Uitspraak
uitspraak van de enkelvoudige kamer van 29 juni 2023 in de zaak tussen
[eiseres] , uit [woonplaats] , eiseres
Belastingdienst/Toeslagen, verweerder
Inleiding
Overwegingen
Verweerder moet alsnog een besluit nemen
Rechtbank Midden-Nederland
In deze zaak heeft eiseres beroep ingesteld tegen de Belastingdienst/Toeslagen omdat deze niet tijdig heeft beslist op haar aanvraag van 15 juli 2021 voor herbeoordeling van de kinderopvangtoeslag. Eiseres heeft op 12 april 2023 een verweerschrift ontvangen van de Belastingdienst, maar beide partijen hebben aangegeven geen gebruik te willen maken van hun recht om gehoord te worden op een zitting. De rechtbank heeft daarop het onderzoek gesloten.

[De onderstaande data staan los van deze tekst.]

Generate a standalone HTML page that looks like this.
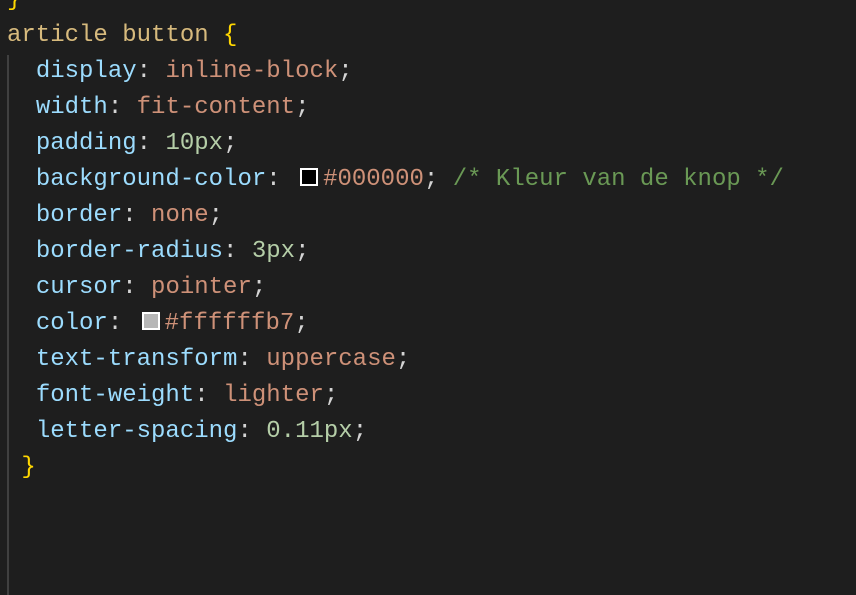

De rechtbank overweegt dat tegen het niet tijdig nemen van een besluit beroep kan worden ingesteld, zodra het bestuursorgaan in gebreke is en twee weken zijn verstreken na een schriftelijke ingebrekestelling. Eiseres heeft verweerder tweemaal in gebreke gesteld, op 26 september 2022 en 6 januari 2023. Het beroep is ingesteld op 14 maart 2023, meer dan twee weken na de tweede ingebrekestelling. De rechtbank concludeert dat het beroep kennelijk gegrond is, omdat de beslistermijn is overschreden.

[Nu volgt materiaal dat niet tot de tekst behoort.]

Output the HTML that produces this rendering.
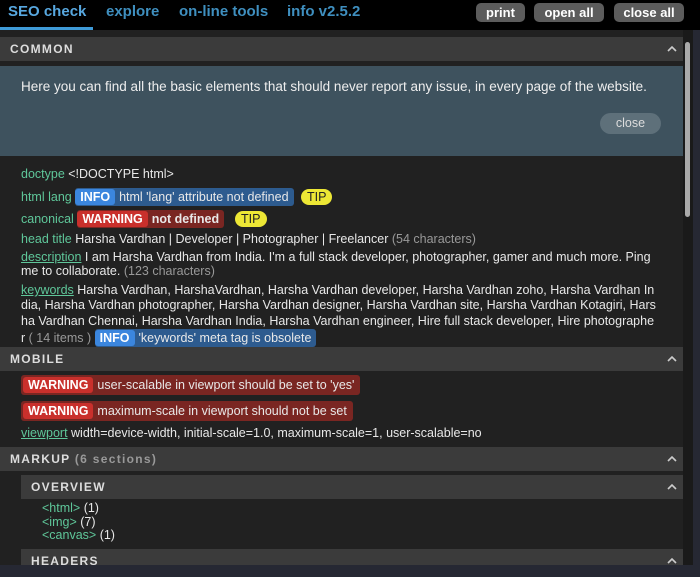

De rechtbank bepaalt dat verweerder alsnog binnen twee weken na de uitspraak een besluit moet nemen. In een eerdere uitspraak van 14 april 2023 heeft de rechtbank bepaald dat verweerder in soortgelijke zaken een beslistermijn tot 1 juli 2024 krijgt. De rechtbank legt een dwangsom op van € 100,- per dag voor elke dag dat de beslistermijn wordt overschreden, met een maximum van € 15.000,-. Eiseres krijgt ook een vergoeding voor de proceskosten van € 418,50 en het door haar betaalde griffierecht van € 50,- moet door verweerder worden vergoed.